Rochester Hills — The City Council on Dec. 1 approved a $274,750 contract with Cultivate Geospatial Solutions LLC to lead a citywide assessment and procurement process for an enterprise asset-management system.
City staff said the work will be the first phase of a multi-year effort to move beyond the city’s legacy system, Lucity. "This project is really not, it's not merely a software replacement project," said the staff lead, describing a plan to review business processes, perform a gap analysis against ISO 55001 standards and produce a conservative budget for future implementation. Staff told the council the city is responsible for nearly $400,000,000 in combined assets, including water, sewer, roads, parks and buildings.

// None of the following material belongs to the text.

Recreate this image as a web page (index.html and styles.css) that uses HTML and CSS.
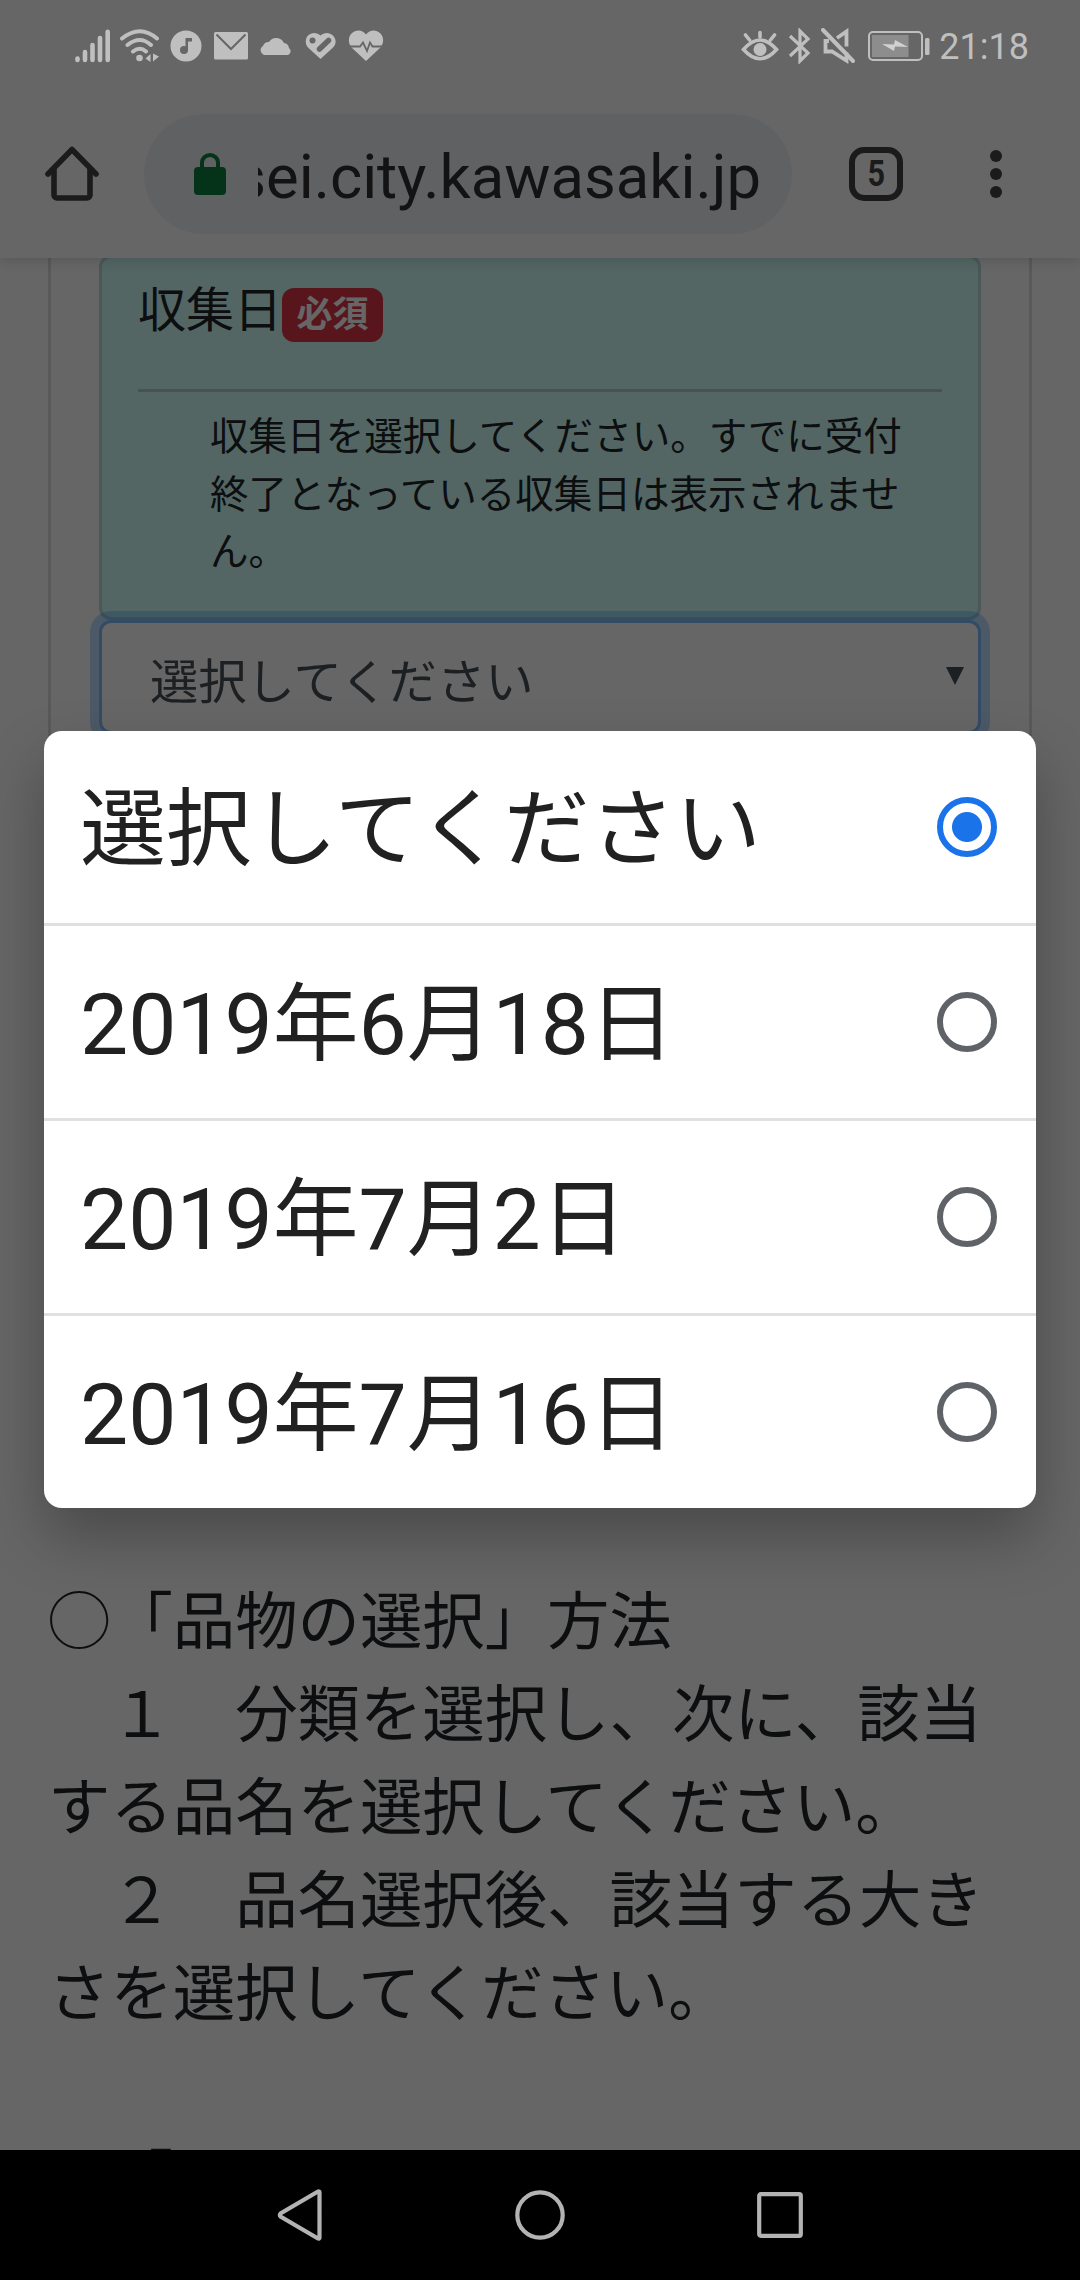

The contract approved by council covers phase 1: assessment, planning and procurement. Staff described a timeline that would begin in January 2026, take about nine to 12 months to complete and conclude with an RFP to solicit software vendors. Staff said a separate phase 2 would cover software implementation and training, which could begin in mid‑2027 if the RFP and vendor selection proceed on schedule.
Council members pressed staff on schedule and safeguards. "The timeline is a concern for me," Councilmember Teresa Mangioli said, noting the project could extend beyond current council terms. Staff responded that the timeline is driven by the enterprise scope — multiple departments, data migration and cultural change — and that the firm would be vendor-agnostic. Councilmember Jason Blair asked what guardrails prevent a consultant from favoring its own product; staff said the procurement process and the contract prohibit Cultivate from being the software vendor in a later phase.
The council approved the contract after a motion and a unanimous vote. The contract award includes standard contingencies requiring execution of a written agreement acceptable to the city.
What’s next: Staff expects phase 1 to finish with a detailed, conservative budget for implementation that would be considered in the city’s 2027 capital-improvement planning process. The city will bring back any phase‑2 contract for council approval before software procurement or implementation begins.